Aunque han pasado ya unos cuantos días, todavía me duele el escroto que no tengo desde que visualicé a un joven, de nombre Pavlenski y de profesión artista, con sus partes íntimas clavadas en los adoquines de la Plaza Roja de Moscú. El también activista permaneció desnudo, inmóvil y observando silente sus partes nobles, mientras ejecutaba una performance denominada Fijación, a la que calificó de "metáfora de la apatía, indiferencia política y fatalismo de la sociedad actual rusa". Con un par, y nunca mejor dicho.

Inmediatamente me vino a la mente otra manifestación artística alternativa que en su momento perpetró la también alternativa intérprete Tilda Swinton en una sala del MoMA (Museo de Arte Moderno de Nueva York). Dentro de una vitrina de cristal y vestida con camisa azul, pantalón vaquero y zapatos, se tumbó sobre una cama y estuvo durmiendo alrededor de ocho horas, mientras los visitantes de la exposición trataban de amortizar a duras penas el precio de la entrada al recinto. The Maybe (El quizás) se titulaba la obra. Su autora, Cornelia Parker, mediante un cartel adjunto, describía el despropósito como "actriz viva, cristal, acero, colchón, almohada, lino, agua y anteojos". Con otro par, de ovarios en este caso.

El caso es que, regresión por regresión, recordé asimismo un reportaje de cámara oculta emitido por televisión en 2010. El objetivo de sus responsables era demostrar que los muros de la Feria de Arte Contemporáneo ARCO acogían algunas obras de arte, como mínimo, discutibles. Para ello, colgaron en una de las paredes y de forma clandestina un cuadro al óleo realizado en una guardería madrileña por niños de tres años. Preguntados los sesudos visitantes y potenciales clientes sobre los sentimientos que les provocaba la pintura en cuestión, muchos de ellos no dudaron en afirmar que, sobre todo, "desesperación". Unas jóvenes añadieron además ciertos toques de "angustia" y "tristeza". Incluso un señor de mediana edad matizó que la citada desesperación nacía del esfuerzo por "buscar un camino nuevo". Aunque, sin duda, mi reflexión favorita la vertió un experto que intuyó en el artista (a quien imaginó varón, de gran experiencia y no menor grado de meditación) "una carga erótica muy grande pero también una represión muy grande". Textual. Todo muy grande. Como el tamaño de la tomadura de pelo.

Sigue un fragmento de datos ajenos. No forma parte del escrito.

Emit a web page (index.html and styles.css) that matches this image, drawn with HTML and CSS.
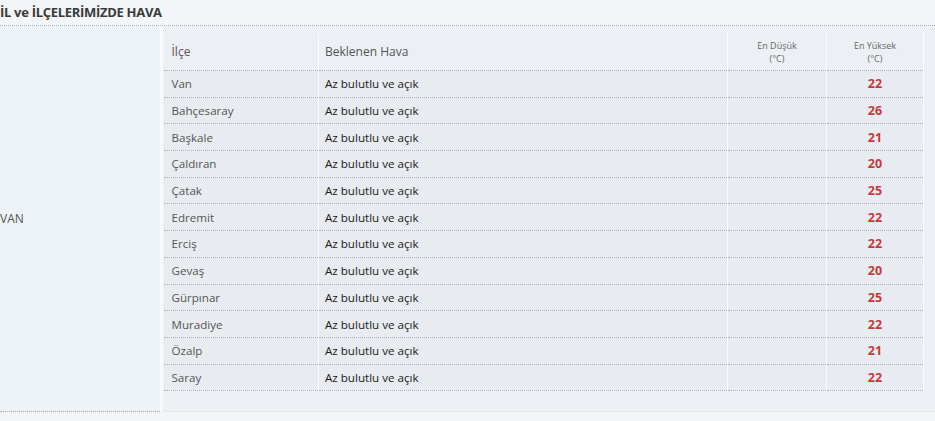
FILE: index.html
```html
<!DOCTYPE html>
<html lang="tr">
<head>
<meta charset="utf-8">
<link rel="stylesheet" href="styles.css">
</head>
<body>
<div class="panel">
  <h2 class="title">İL ve İLÇELERİMİZDE HAVA</h2>
  <table class="outer">
    <tr>
      <td class="il">VAN</td>
      <td class="wrap">
        <table class="inner">
          <colgroup>
            <col class="w1"><col class="w2"><col class="w3"><col class="w4">
          </colgroup>
          <thead>
            <tr>
              <th class="c1">İlçe</th>
              <th class="c2">Beklenen Hava</th>
              <th class="c3 small">En Düşük<br>(°C)</th>
              <th class="c4 small">En Yüksek<br>(°C)</th>
            </tr>
          </thead>
          <tbody>
            <tr><td class="c1">Van</td><td class="c2">Az bulutlu ve açık</td><td class="c3"></td><td class="c4">22</td></tr>
            <tr><td class="c1">Bahçesaray</td><td class="c2">Az bulutlu ve açık</td><td class="c3"></td><td class="c4">26</td></tr>
            <tr><td class="c1">Başkale</td><td class="c2">Az bulutlu ve açık</td><td class="c3"></td><td class="c4">21</td></tr>
            <tr><td class="c1">Çaldıran</td><td class="c2">Az bulutlu ve açık</td><td class="c3"></td><td class="c4">20</td></tr>
            <tr><td class="c1">Çatak</td><td class="c2">Az bulutlu ve açık</td><td class="c3"></td><td class="c4">25</td></tr>
            <tr><td class="c1">Edremit</td><td class="c2">Az bulutlu ve açık</td><td class="c3"></td><td class="c4">22</td></tr>
            <tr><td class="c1">Erciş</td><td class="c2">Az bulutlu ve açık</td><td class="c3"></td><td class="c4">22</td></tr>
            <tr><td class="c1">Gevaş</td><td class="c2">Az bulutlu ve açık</td><td class="c3"></td><td class="c4">20</td></tr>
            <tr><td class="c1">Gürpınar</td><td class="c2">Az bulutlu ve açık</td><td class="c3"></td><td class="c4">25</td></tr>
            <tr><td class="c1">Muradiye</td><td class="c2">Az bulutlu ve açık</td><td class="c3"></td><td class="c4">22</td></tr>
            <tr><td class="c1">Özalp</td><td class="c2">Az bulutlu ve açık</td><td class="c3"></td><td class="c4">21</td></tr>
            <tr><td class="c1">Saray</td><td class="c2">Az bulutlu ve açık</td><td class="c3"></td><td class="c4">22</td></tr>
          </tbody>
        </table>
      </td>
    </tr>
  </table>
</div>
</body>
</html>
```

FILE: styles.css
```css
html, body {
  margin: 0;
  padding: 0;
  background: #f3f6f8;
}
body {
  font-family: "Open Sans", "Noto Sans", sans-serif;
  color: #555;
}
.panel {
  width: 935px;
}
.title {
  margin: 0;
  height: 26px;
  line-height: 24px;
  font-size: 13px;
  font-weight: 700;
  color: #3a3a3a;
  letter-spacing: -0.3px;
  border-bottom: 1px dotted #a9b0b6;
  box-sizing: border-box;
}
.outer {
  border-collapse: collapse;
  border-spacing: 0;
  width: 935px;
}
.outer > tbody > tr > td {
  padding: 0;
}
.outer > tbody > tr > td.il {
  width: 161px;
  background: #edf2f6;
  border-right: 3px solid #f8fafc;
  border-bottom: 1px dotted #a9b0b6;
  vertical-align: middle;
  font-size: 12px;
  color: #555;
  box-sizing: border-box;
}
.outer > tbody > tr > td.wrap {
  vertical-align: top;
  background: #edf1f5;
  padding: 7px 0 20px 1px;
  border-bottom: 1px solid #e3e8ec;
}
.inner {
  table-layout: fixed;
  border-collapse: collapse;
  border-spacing: 0;
  width: 760px;
}
.w1 { width: 155px; }
.w2 { width: 409px; }
.w3 { width: 99px; }
.w4 { width: 97px; }
.inner th, .inner td {
  padding: 0 0 0 8px;
  border-right: 1px solid #fbfcfd;
  border-bottom: 1px dotted #a9b0b6;
  text-align: left;
  font-weight: 400;
  white-space: nowrap;
  overflow: hidden;
}
.inner .c2 {
  padding-left: 6px;
}
.inner th {
  height: 37px;
  font-size: 12px;
  color: #555;
  background: #ecf0f4;
}
.inner th.small {
  font-size: 9px;
  line-height: 13px;
  color: #666;
  text-align: center;
  padding: 0;
}
.inner td {
  height: 25.7px;
  font-size: 11.6px;
  background: #e8ecf0;
}
.inner td.c1 {
  color: #555;
}
.inner td.c2 {
  color: #1a1a1a;
}
.inner td.c4 {
  text-align: center;
  padding: 0;
  color: #c7383d;
  font-weight: 700;
  font-size: 12.5px;
}
```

Los amantes del arte más clásico y menos contemporáneo vivimos tiempos difíciles. Hoy por hoy, la belleza se considera un concepto retrógrado, propio de generaciones ancladas en el pasado e incapaces de asumir las sacrosantas vanguardias. Los creadores, en sus diversas modalidades, desde la pintura a la escultura, desde la música a la danza, desde el cine a la literatura, depositan en el escándalo y en la transgresión el secreto de su éxito, como si abogar por la elegancia y el equilibrio fuera un atraso manifiesto. Si, además, el mensaje que transmiten resulta ininteligible, mejor que mejor. Así condenarán a los ciudadanos normales a explicaciones complicadísimas sobre el sentido de sus esculturas, cuadros, partituras, coreografías o películas. Paradójicamente, esa aparente subversión antisistema de la que hacen gala suele estar a menudo subvencionada desde las esferas del mismo poder objeto de sus críticas y cuyos máximos representantes presumen de progresismo y modernidad mientras financian con fondos públicos los esperpentos de rigor. Que yo sepa, Miguel Ángel, Velázquez o Mozart siguen causando admiración con el transcurso de los siglos sin necesidad de ulteriores explicaciones. Tal vez sea porque emitir cualquier sonido no equivalga a cantar, ni convulsionar sin sentido sea sinónimo de danzar, ni trazar una serie de garabatos pueda equipararse a pintar.

No seré yo quien critique a aquellos que, desde la libertad y el respeto, se expresen como sus mentes y sus cuerpos les den a entender. Yo también lo hago. Pero, por lo menos, me abstengo de calificar como obra de arte lo que, en el mejor de los casos, es un mero ejercicio expresivo y, en el peor, un engendro de tomo y lomo.